** START Supplied material **

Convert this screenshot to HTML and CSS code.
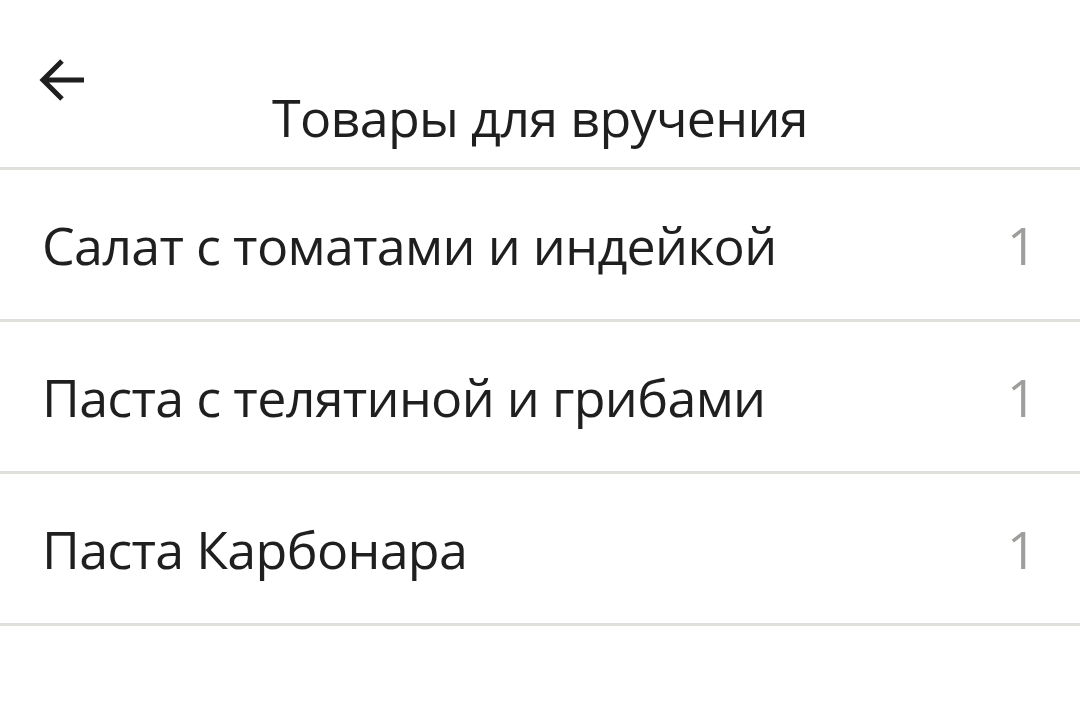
FILE: index.html
```html
<!DOCTYPE html>
<html lang="ru">
<head>
    <meta charset="UTF-8">
    <meta name="viewport" content="width=device-width, initial-scale=1.0">
    <title>Товары для вручения</title>
    <link rel="stylesheet" href="styles.css">
</head>
<body>
    <div class="header">
        <button class="back" aria-label="Назад">
            <svg width="50" height="48" viewBox="0 0 50 48">
                <path d="M47 23H6 M25 4 6 23 25 42" fill="none" stroke="#1f1f1f" stroke-width="5"/>
            </svg>
        </button>
        <h1>Товары для вручения</h1>
    </div>
    <ul class="items">
        <li><span class="name">Салат с томатами и индейкой</span><span class="count">1</span></li>
        <li><span class="name">Паста с телятиной и грибами</span><span class="count">1</span></li>
        <li><span class="name">Паста Карбонара</span><span class="count">1</span></li>
    </ul>
</body>
</html>
```

FILE: styles.css
```css
body {
    font-family: 'Open Sans', sans-serif;
    margin: 0;
    padding: 0;
    background-color: #ffffff;
    color: #1f1f1f;
}
.header {
    position: relative;
    height: 167px;
    border-bottom: 3px solid #e0dfdb;
    display: flex;
    justify-content: center;
}
.back {
    position: absolute;
    left: 37px;
    top: 57px;
    padding: 0;
    border: none;
    background: none;
}
.header h1 {
    margin: 87px 0 0;
    font-size: 52px;
    font-weight: normal;
    line-height: 60px;
    letter-spacing: -0.7px;
}
.items {
    list-style: none;
    margin: 0;
    padding: 0;
}
.items li {
    display: flex;
    justify-content: space-between;
    align-items: center;
    height: 149px;
    padding: 0 44px 0 42px;
    border-bottom: 3px solid #e0dfdb;
    font-size: 52px;
    letter-spacing: -0.7px;
}
.count {
    color: #a09e9a;
}
```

** END Supplied material **

*Exercise brief*. Reproduce all of the material exactly, apart from the pictures.

*Exercise solution*.
Convert this screenshot to HTML and CSS code.
FILE: index.html
```html
<!DOCTYPE html>
<html lang="ru">
<head>
    <meta charset="UTF-8">
    <meta name="viewport" content="width=device-width, initial-scale=1.0">
    <title>Товары для вручения</title>
    <link rel="stylesheet" href="styles.css">
</head>
<body>
    <div class="header">
        <button class="back" aria-label="Назад">
            <svg width="50" height="48" viewBox="0 0 50 48">
                <path d="M47 23H6 M25 4 6 23 25 42" fill="none" stroke="#1f1f1f" stroke-width="5"/>
            </svg>
        </button>
        <h1>Товары для вручения</h1>
    </div>
    <ul class="items">
        <li><span class="name">Салат с томатами и индейкой</span><span class="count">1</span></li>
        <li><span class="name">Паста с телятиной и грибами</span><span class="count">1</span></li>
        <li><span class="name">Паста Карбонара</span><span class="count">1</span></li>
    </ul>
</body>
</html>
```

FILE: styles.css
```css
body {
    font-family: 'Open Sans', sans-serif;
    margin: 0;
    padding: 0;
    background-color: #ffffff;
    color: #1f1f1f;
}
.header {
    position: relative;
    height: 167px;
    border-bottom: 3px solid #e0dfdb;
    display: flex;
    justify-content: center;
}
.back {
    position: absolute;
    left: 37px;
    top: 57px;
    padding: 0;
    border: none;
    background: none;
}
.header h1 {
    margin: 87px 0 0;
    font-size: 52px;
    font-weight: normal;
    line-height: 60px;
    letter-spacing: -0.7px;
}
.items {
    list-style: none;
    margin: 0;
    padding: 0;
}
.items li {
    display: flex;
    justify-content: space-between;
    align-items: center;
    height: 149px;
    padding: 0 44px 0 42px;
    border-bottom: 3px solid #e0dfdb;
    font-size: 52px;
    letter-spacing: -0.7px;
}
.count {
    color: #a09e9a;
}
```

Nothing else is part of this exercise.